Problem description :: Locate the line that contains "Write the HTML". Retype it and every line after it to the end of the records, exactly, but not the pictures.

Record set ::
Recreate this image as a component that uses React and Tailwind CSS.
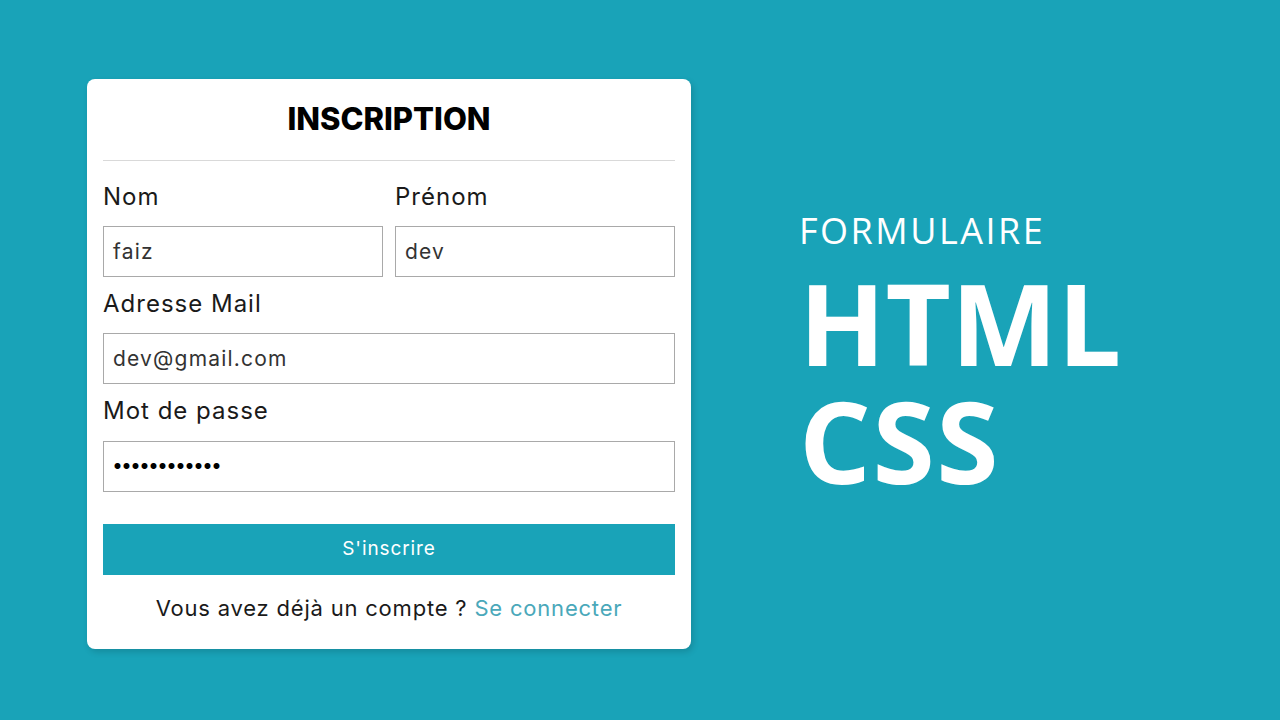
export default function App() {
  const font = { fontFamily: '"Inter", "Noto Sans", sans-serif' };
  const label = "text-[24px] leading-[30px] tracking-[1px] text-[#1a1a1a]";
  const input = "h-[51px] border border-[#a9a9a9] flex items-center px-[9px] text-[21px] tracking-[1.2px] text-[#333]";
  return (
    <div className="w-[1280px] h-[720px] bg-[#19a3b8] flex overflow-hidden" style={font}>
      <div className="pl-[87px] pt-[79px]">
        <div className="w-[604px] h-[570px] bg-white rounded-lg px-4 shadow-[2px_3px_6px_rgba(0,0,0,0.15)] flex flex-col">
          <h1 className="text-center text-[31px] font-extrabold text-black pt-[21px] pb-[22px] leading-[38px]">INSCRIPTION</h1>
          <div className="h-px bg-[#d9d9d9]" />
          <div className="grid grid-cols-2 gap-x-3 mt-[21px]">
            <div className="flex flex-col">
              <label className={label}>Nom</label>
              <div className={"mt-[14px] " + input}>faiz</div>
            </div>
            <div className="flex flex-col">
              <label className={label}>Prénom</label>
              <div className={"mt-[14px] " + input}>dev</div>
            </div>
          </div>
          <label className={"mt-[12px] " + label}>Adresse Mail</label>
          <div className={"mt-[14px] " + input}>dev@gmail.com</div>
          <label className={"mt-[12px] " + label}>Mot de passe</label>
          <div className="mt-[15px] h-[51px] border border-[#a9a9a9] flex items-center px-[9px] text-[19px] text-black font-bold">••••••••••••</div>
          <button className="mt-[32px] h-[51px] bg-[#19a3b8] text-white text-[19px] tracking-[0.9px]">S'inscrire</button>
          <p className="mt-[19px] text-center text-[22px] leading-[28px] tracking-[0.8px] text-[#1a1a1a]">
            Vous avez déjà un compte ? <span className="text-[#4aa8ba]">Se connecter</span>
          </p>
        </div>
      </div>
      <div className="ml-[108px] pt-[207px] text-white" style={{ fontFamily: '"Open Sans", sans-serif' }}>
        <div className="text-[36px] tracking-[2.5px] leading-[48px]">FORMULAIRE</div>
        <div className="text-[113px] font-bold leading-[100px] mt-[17px]">HTML</div>
        <div className="text-[113px] font-bold leading-[100px] mt-[18px] tracking-[1.5px]">CSS</div>
      </div>
    </div>
  );
}
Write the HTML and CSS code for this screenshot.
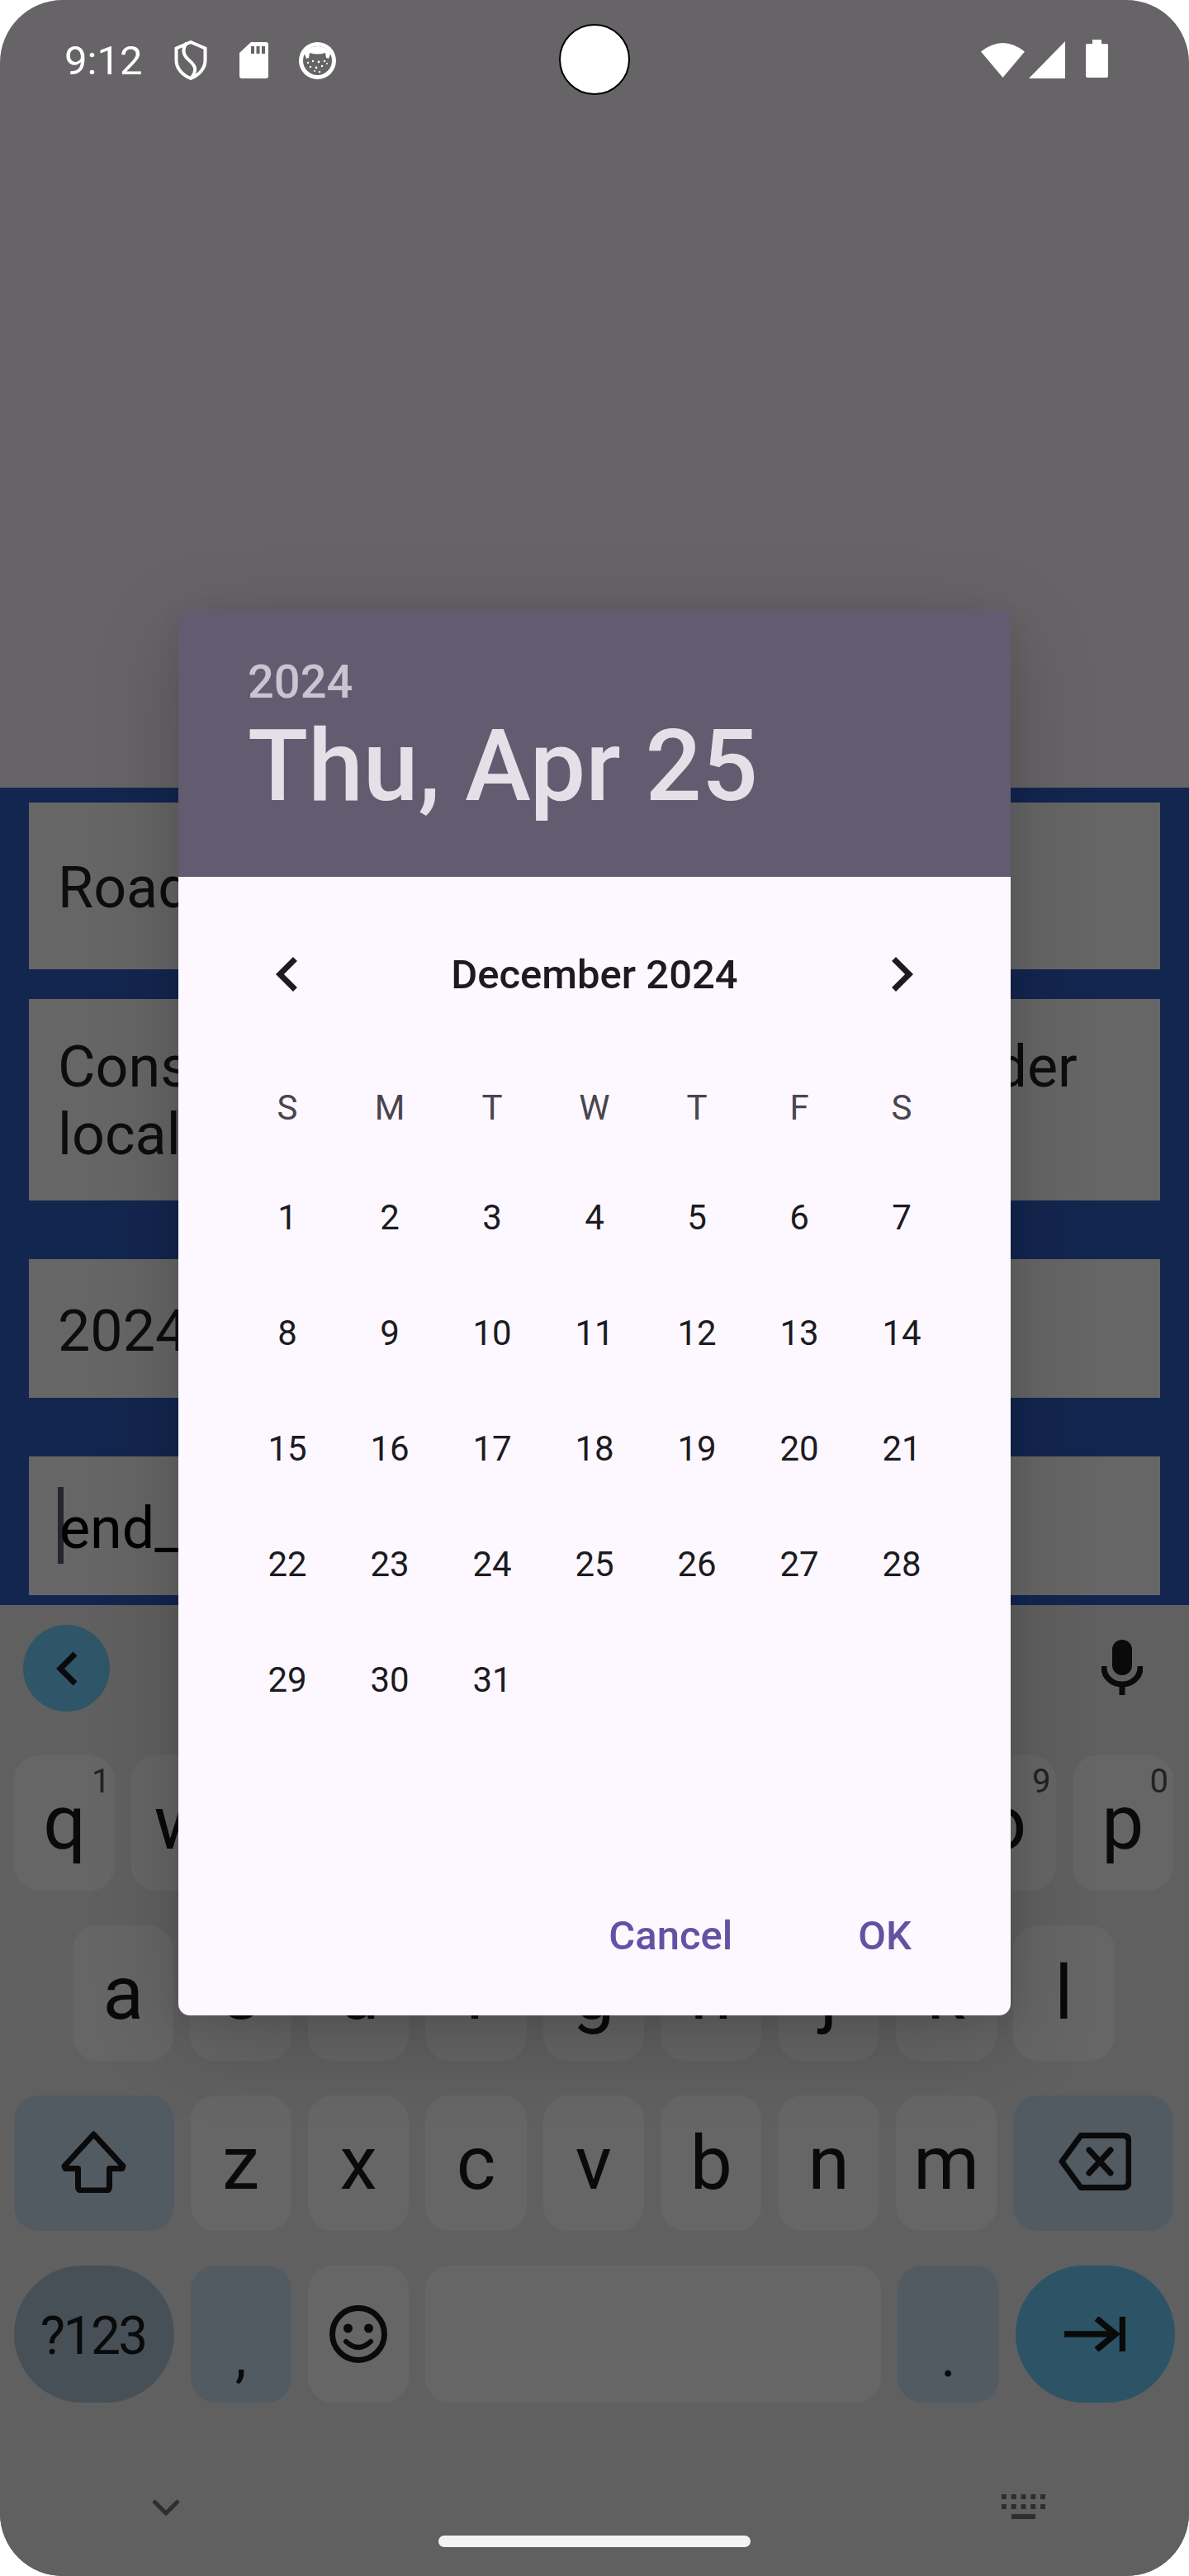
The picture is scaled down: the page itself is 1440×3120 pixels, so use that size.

Answer ::
Write the HTML and CSS code for this screenshot.
The picture is scaled down: the page itself is 1440×3120 pixels, so use that size.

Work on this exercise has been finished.